By Mark Alpert
I just finished an amazing novel that was published last year, Billy Lynn’s Long Halftime Walk by Ben Fountain. It’s set in the not-too-distant past of the Bush era, when the war in Iraq was raging and the airwaves in America were full of over-the-top patriotic extravaganzas. The U.S. Army has organized a Victory Tour for a squad of infantrymen whose combat heroics were caught on video and broadcast on the evening news, making instant celebrities out of the young, rowdy soldiers. Billy Lynn is the baby of the squad, a 19-year-old who won the Silver Star for his valor during the firefight but can barely remember what happened. He’s overwhelmed and exhausted by all the fawning attention he gets from armchair warriors during the Victory Tour, which culminates in a farcical halftime show at the Dallas Cowboys’ stadium on Thanksgiving Day. And he even toys with the idea of deserting, because the Army is planning to send him and his fellow grunts right back to Iraq as soon as the football game is over.
Billy went to Stovall, to the three-bedroom, two-bath brick ranch house on Cisco Street with sturdy access ramps front and back for his father’s wheelchair, a dark purple motorized job with fat whitewalls and an American flag decal stuck to the back. “The Beast,” Billy’s sister Kathryn called it, a flanged and humpbacked ride with all the grace of a tar cooker or giant dung beetle. “Damn thing gives me the willies,” she confessed to Billy, and Ray’s aggressive style of driving did in fact seem to strive for maximum creep effect.
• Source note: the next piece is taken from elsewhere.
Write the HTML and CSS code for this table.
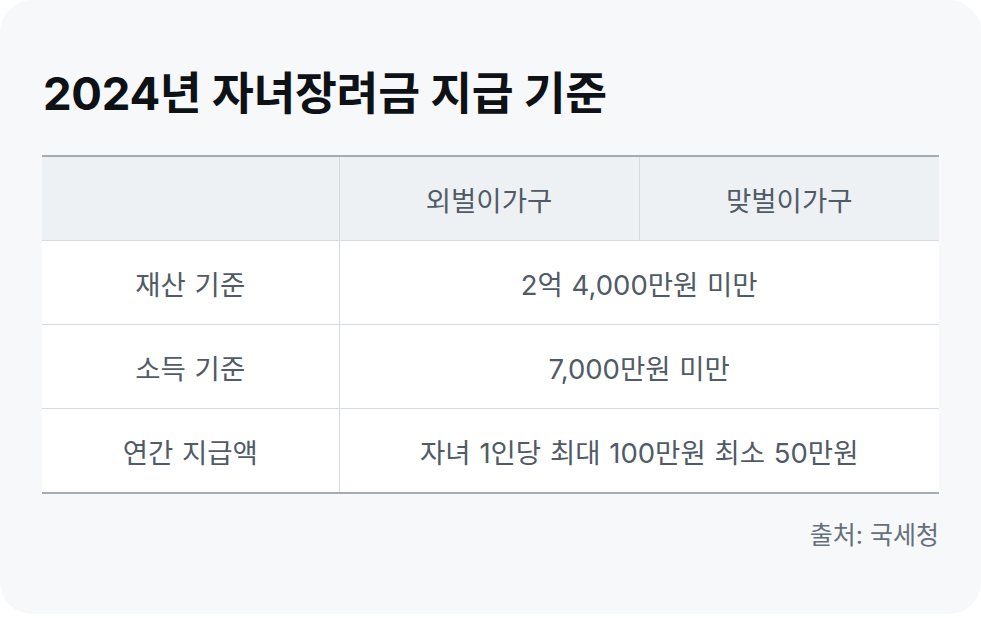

Whhhhhhhiiiiirrrrrrr, he buzzed to the kitchen for his morning coffee, then whhhhhhhiiiiirrrrrrr into the den for the day’s first hit of nicotine and Fox News, then whhhhhhhiiiiirrrrrrr back to the kitchen for his breakfast, whhhhhhhiiiiirrrrrrrto the bathroom, whhhhhhhiiiiirrrrrrrto the den and the blathering TV, whhhhhhhiiiiirrrrrrr, whhhhhhhiiiiirrrrrrr, whhhhhhhiiiiirrrrrrr, he jammed the joystick so hard around its vulcanized socket that the motor keened like a tattoo drill, the piercing eeeeeeennnnnhhhhhh contrapuntaling off the baseline whhhhhhhiiiiirrrrrrr to capture in sound, in stereophonic chorus no less, the very essence of the man’s personality. “He’s an asshole,” Kathryn said.
The novel is also brilliantly structured. It starts with the limo ride to the Cowboys stadium a couple of hours before kickoff and ends with the same limo picking up the soldiers after the game. In between we get to see the football players suiting up in the locker room, the team owner’s luxurious suite, the equipment room, the drunken fans, and of course the fabulous Cowboys cheerleaders. There are some flashbacks, but not too many. The only really extended one is the description of Billy’s depressing homecoming. I was expecting the author to eventually describe the heroic deeds of the infantrymen in the firefight in Iraq, but that expected flashback never arrives. We just get a few bits and pieces of it: Billy’s despair as one of his comrades dies in his lap, his sergeant’s pride in Billy’s heroism (expressed, jarringly, as a painful kiss after the battle). The omission is disappointing in a way — we want to know what happened there! — but it fits with the theme of the novel. The soldiers themselves don’t want to think about what happened. And when the fawning armchair warriors bombard them with thoughtless questions, asking them what they felt during the firefight, the grunts can’t respond. If you weren’t there, you can never really understand.
“Oh, ma’am, don’t worry about him,” Crack assures her. “We’re infantry, that’s kind of like being a dog or a mule, we’re too dumb to mind the weather. He’s fine, believe me, he don’t feel a thing.”
“No ma’am,” Mango chimes in. “We punch him every once in a while to keep his blood moving. See, like this.” He delivers a sharp whack to Lodis’s bicep. Lodis snarls and throws out his arms, but his eyes never open.
In short, I urge you to read this novel. There’s no better way to learn how to write fiction.